→ **Exercise objective**:
Records follow. Copy every line with "index".

→ **Material supplied**:
::::::::::
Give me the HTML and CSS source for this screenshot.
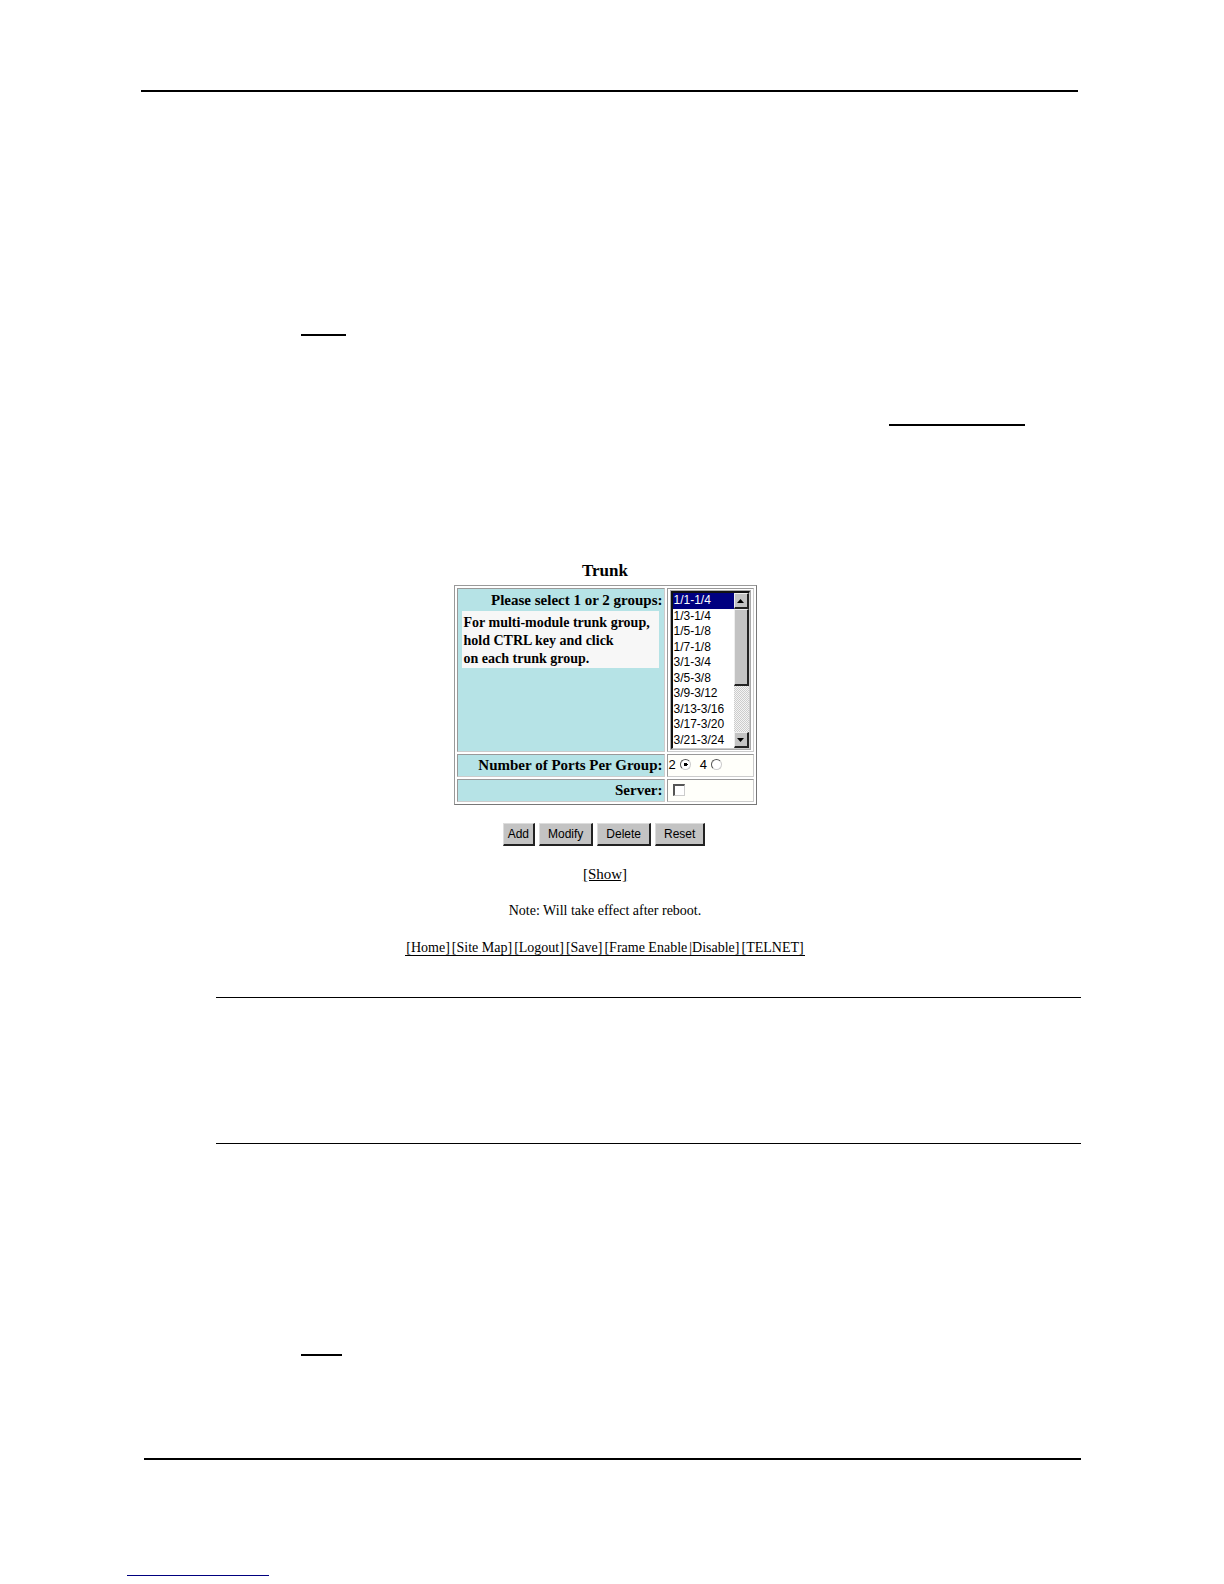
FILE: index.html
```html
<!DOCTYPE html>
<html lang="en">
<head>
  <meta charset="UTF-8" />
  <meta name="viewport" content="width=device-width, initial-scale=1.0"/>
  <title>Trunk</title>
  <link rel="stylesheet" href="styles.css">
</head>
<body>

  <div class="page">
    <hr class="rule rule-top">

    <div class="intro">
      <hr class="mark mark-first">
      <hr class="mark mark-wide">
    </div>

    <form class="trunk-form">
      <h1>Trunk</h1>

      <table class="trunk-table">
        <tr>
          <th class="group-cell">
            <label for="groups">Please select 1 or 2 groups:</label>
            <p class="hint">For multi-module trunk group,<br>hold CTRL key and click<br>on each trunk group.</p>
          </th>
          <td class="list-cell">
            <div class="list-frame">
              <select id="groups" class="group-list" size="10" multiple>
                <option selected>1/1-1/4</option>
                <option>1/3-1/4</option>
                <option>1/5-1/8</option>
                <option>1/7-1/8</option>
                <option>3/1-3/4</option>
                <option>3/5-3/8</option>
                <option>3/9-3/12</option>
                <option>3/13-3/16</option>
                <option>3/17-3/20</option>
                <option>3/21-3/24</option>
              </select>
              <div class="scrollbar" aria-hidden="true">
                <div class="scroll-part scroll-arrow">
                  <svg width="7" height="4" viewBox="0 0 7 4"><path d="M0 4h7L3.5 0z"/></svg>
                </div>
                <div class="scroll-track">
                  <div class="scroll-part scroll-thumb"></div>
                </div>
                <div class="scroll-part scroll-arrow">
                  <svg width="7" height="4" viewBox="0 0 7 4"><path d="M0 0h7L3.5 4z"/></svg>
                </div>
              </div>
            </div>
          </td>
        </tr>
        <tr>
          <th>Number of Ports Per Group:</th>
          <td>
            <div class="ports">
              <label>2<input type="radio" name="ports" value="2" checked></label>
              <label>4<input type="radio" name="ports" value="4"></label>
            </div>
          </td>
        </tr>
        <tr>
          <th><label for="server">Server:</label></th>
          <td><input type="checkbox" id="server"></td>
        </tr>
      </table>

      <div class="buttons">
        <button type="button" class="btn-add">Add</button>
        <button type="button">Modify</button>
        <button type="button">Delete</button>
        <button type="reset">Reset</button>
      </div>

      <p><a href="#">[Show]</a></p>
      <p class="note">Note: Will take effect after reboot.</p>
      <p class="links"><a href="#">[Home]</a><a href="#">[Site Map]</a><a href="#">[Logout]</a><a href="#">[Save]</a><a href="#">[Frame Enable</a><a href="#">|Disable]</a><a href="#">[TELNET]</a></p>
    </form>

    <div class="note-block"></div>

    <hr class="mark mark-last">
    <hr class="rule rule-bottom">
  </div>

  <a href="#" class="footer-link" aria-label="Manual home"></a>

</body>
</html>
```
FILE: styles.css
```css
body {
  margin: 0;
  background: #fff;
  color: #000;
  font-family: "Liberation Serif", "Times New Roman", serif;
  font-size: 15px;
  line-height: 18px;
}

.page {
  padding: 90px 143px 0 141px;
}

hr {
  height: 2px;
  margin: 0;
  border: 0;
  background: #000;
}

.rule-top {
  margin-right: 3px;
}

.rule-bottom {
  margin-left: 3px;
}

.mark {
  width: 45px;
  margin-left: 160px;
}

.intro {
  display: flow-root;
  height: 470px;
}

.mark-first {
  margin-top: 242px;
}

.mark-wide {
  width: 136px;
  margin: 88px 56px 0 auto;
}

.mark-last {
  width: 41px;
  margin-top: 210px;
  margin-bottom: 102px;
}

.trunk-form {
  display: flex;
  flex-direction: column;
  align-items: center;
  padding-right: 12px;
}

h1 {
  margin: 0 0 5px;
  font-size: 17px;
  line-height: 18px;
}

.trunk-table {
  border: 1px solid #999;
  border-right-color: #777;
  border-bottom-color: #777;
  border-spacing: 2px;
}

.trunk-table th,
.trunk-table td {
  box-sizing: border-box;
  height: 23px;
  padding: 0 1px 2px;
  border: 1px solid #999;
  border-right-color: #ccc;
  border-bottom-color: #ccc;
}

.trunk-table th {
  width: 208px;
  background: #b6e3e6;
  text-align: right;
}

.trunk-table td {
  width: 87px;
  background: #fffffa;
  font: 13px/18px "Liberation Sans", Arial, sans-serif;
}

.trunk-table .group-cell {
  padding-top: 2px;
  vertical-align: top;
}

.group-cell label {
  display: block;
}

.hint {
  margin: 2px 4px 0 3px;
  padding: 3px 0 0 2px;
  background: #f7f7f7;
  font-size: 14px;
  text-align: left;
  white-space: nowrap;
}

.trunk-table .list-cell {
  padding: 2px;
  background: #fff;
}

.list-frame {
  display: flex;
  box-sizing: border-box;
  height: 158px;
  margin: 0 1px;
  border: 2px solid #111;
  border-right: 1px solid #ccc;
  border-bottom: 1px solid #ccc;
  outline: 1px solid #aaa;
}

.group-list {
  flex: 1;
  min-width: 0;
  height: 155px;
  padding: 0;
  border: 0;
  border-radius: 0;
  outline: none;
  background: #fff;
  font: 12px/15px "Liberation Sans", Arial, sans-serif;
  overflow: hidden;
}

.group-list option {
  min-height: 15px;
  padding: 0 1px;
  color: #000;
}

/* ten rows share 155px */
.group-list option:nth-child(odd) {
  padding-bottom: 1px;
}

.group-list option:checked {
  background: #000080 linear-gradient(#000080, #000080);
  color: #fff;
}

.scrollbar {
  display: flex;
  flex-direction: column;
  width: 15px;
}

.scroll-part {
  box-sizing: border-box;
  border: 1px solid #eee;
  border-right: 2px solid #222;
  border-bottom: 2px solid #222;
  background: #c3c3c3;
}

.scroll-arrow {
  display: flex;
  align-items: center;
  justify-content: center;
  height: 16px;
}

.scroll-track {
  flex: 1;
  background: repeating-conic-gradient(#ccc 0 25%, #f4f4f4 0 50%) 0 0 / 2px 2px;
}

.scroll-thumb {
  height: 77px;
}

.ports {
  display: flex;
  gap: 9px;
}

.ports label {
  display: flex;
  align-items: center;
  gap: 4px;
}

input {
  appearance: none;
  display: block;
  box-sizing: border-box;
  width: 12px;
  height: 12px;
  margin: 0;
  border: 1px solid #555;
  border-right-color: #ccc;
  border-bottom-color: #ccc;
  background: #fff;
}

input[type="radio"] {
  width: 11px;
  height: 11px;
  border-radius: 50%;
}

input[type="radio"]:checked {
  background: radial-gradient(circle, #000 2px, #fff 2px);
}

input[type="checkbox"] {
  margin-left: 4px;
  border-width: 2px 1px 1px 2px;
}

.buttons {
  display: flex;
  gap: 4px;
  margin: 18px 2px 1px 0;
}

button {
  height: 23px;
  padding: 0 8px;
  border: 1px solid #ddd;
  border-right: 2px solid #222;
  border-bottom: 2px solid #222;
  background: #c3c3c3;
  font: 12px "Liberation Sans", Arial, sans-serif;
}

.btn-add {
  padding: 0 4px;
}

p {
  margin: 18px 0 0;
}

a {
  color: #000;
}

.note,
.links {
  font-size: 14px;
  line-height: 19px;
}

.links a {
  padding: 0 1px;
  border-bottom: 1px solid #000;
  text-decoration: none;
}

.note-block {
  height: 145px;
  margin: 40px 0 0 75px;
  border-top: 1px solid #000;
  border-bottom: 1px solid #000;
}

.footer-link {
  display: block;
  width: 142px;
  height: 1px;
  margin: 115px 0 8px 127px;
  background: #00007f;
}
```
::::::::::
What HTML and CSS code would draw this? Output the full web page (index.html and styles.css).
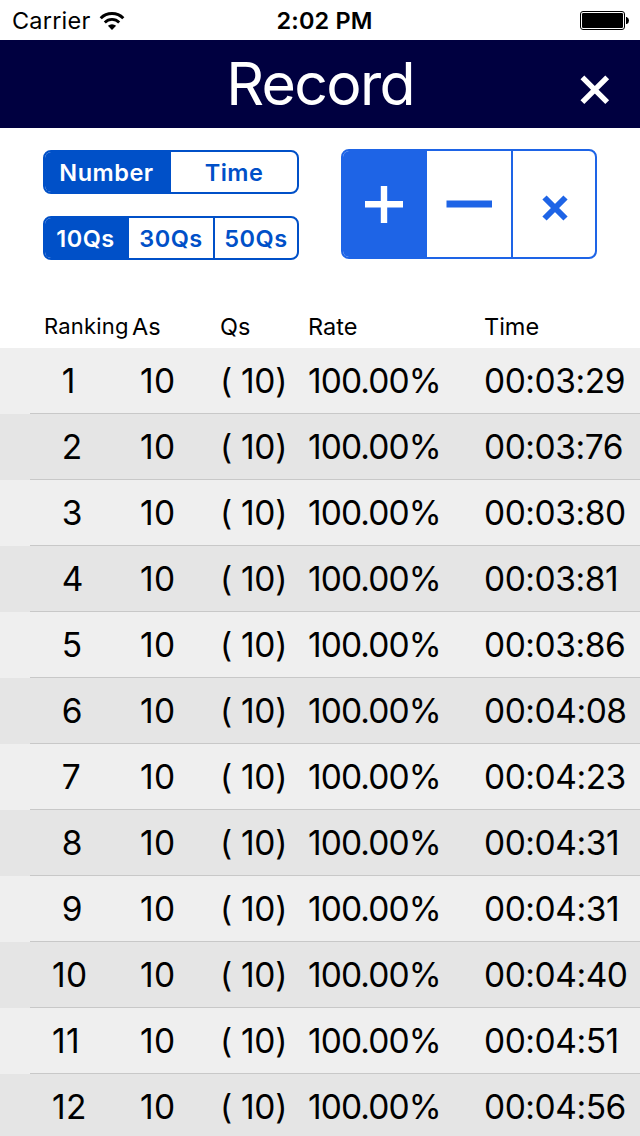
::::::::::
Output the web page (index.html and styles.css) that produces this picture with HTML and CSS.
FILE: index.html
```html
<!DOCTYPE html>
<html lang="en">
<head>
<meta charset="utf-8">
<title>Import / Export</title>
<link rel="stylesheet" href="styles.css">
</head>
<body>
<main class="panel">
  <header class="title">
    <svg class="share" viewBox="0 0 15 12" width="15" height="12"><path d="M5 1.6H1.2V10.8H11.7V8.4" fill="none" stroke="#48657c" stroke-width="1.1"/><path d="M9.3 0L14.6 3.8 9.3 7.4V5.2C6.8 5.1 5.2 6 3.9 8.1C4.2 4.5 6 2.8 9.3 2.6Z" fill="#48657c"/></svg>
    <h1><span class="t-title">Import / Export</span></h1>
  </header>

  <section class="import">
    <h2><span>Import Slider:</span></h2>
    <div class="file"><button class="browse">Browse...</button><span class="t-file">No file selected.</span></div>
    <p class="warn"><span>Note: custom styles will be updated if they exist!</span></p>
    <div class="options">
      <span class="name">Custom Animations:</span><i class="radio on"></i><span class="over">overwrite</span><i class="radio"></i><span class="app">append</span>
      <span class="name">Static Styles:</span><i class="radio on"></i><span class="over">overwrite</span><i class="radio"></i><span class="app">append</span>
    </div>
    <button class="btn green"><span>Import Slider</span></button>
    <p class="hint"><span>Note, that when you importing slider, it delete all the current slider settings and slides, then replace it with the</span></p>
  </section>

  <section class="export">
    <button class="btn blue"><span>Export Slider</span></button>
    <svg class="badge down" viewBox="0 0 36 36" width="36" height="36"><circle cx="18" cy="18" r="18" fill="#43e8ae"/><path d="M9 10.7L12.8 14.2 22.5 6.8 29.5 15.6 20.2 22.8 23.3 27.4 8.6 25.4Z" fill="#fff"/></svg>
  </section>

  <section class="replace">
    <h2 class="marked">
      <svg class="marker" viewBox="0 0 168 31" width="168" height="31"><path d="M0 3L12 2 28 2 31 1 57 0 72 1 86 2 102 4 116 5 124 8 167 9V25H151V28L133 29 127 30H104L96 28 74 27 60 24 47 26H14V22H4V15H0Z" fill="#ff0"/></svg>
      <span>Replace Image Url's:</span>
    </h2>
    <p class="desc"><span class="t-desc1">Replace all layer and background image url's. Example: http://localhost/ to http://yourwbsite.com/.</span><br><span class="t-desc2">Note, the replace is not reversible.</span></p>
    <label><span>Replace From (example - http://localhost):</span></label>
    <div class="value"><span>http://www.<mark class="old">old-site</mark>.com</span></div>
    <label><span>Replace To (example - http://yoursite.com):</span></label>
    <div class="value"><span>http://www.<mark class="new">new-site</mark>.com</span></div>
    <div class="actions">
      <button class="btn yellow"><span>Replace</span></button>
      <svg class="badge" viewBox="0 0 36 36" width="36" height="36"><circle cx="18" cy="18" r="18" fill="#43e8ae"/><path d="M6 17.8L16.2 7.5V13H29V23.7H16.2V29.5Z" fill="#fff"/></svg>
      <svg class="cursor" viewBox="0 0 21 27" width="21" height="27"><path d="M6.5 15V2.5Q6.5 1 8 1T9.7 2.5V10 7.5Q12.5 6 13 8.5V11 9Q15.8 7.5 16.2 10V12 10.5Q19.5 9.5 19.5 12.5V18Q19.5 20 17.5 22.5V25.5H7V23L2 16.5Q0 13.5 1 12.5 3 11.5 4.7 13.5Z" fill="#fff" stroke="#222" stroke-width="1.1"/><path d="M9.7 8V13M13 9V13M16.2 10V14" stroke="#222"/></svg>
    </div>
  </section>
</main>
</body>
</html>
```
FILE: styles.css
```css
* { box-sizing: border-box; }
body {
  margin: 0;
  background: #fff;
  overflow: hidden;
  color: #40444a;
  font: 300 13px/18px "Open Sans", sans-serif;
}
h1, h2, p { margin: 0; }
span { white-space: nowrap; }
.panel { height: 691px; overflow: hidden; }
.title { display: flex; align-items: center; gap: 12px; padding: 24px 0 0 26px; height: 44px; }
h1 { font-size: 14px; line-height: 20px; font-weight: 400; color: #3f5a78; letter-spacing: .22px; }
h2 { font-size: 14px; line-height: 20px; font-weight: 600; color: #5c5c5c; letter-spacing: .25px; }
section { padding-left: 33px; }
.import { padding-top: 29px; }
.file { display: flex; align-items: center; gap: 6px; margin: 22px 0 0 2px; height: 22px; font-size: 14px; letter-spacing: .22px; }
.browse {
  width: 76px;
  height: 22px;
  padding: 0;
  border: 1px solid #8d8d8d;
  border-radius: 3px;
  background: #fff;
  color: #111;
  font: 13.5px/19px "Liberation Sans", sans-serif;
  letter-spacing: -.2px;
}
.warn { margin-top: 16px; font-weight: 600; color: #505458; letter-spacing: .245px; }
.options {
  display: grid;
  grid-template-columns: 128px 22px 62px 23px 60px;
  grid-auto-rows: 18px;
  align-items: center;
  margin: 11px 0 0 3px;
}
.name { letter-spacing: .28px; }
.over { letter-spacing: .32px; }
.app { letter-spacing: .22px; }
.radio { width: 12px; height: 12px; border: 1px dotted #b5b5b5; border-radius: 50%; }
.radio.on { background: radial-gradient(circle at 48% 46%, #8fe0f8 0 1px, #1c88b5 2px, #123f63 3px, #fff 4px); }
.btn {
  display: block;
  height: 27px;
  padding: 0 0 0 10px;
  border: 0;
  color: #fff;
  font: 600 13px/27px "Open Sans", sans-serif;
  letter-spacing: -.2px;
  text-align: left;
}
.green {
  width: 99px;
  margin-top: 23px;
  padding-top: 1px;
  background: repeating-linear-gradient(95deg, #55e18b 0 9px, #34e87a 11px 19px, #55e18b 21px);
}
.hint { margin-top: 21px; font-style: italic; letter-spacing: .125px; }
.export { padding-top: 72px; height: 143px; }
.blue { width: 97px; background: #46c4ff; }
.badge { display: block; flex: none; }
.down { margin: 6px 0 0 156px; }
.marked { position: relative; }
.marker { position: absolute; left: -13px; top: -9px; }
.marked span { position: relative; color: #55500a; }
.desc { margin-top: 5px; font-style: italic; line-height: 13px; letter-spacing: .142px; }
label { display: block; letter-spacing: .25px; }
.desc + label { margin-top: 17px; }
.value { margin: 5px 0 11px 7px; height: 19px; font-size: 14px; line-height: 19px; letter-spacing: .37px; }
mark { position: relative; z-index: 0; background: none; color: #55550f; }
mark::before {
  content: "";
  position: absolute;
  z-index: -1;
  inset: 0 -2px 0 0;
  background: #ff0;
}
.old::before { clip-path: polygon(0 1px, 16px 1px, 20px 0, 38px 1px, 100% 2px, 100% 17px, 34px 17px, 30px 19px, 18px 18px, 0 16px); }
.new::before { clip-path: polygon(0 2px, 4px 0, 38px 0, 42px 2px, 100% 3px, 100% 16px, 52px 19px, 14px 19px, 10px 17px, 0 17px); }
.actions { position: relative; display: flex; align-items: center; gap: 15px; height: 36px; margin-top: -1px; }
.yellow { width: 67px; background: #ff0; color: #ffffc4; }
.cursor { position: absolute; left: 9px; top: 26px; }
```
::::::::::
→ **Full solution**:
FILE: index.html
What HTML and CSS code would draw this? Output the full web page (index.html and styles.css).
Output the web page (index.html and styles.css) that produces this picture with HTML and CSS.
FILE: index.html
mark { position: relative; z-index: 0; background: none; color: #55550f; }
  z-index: -1;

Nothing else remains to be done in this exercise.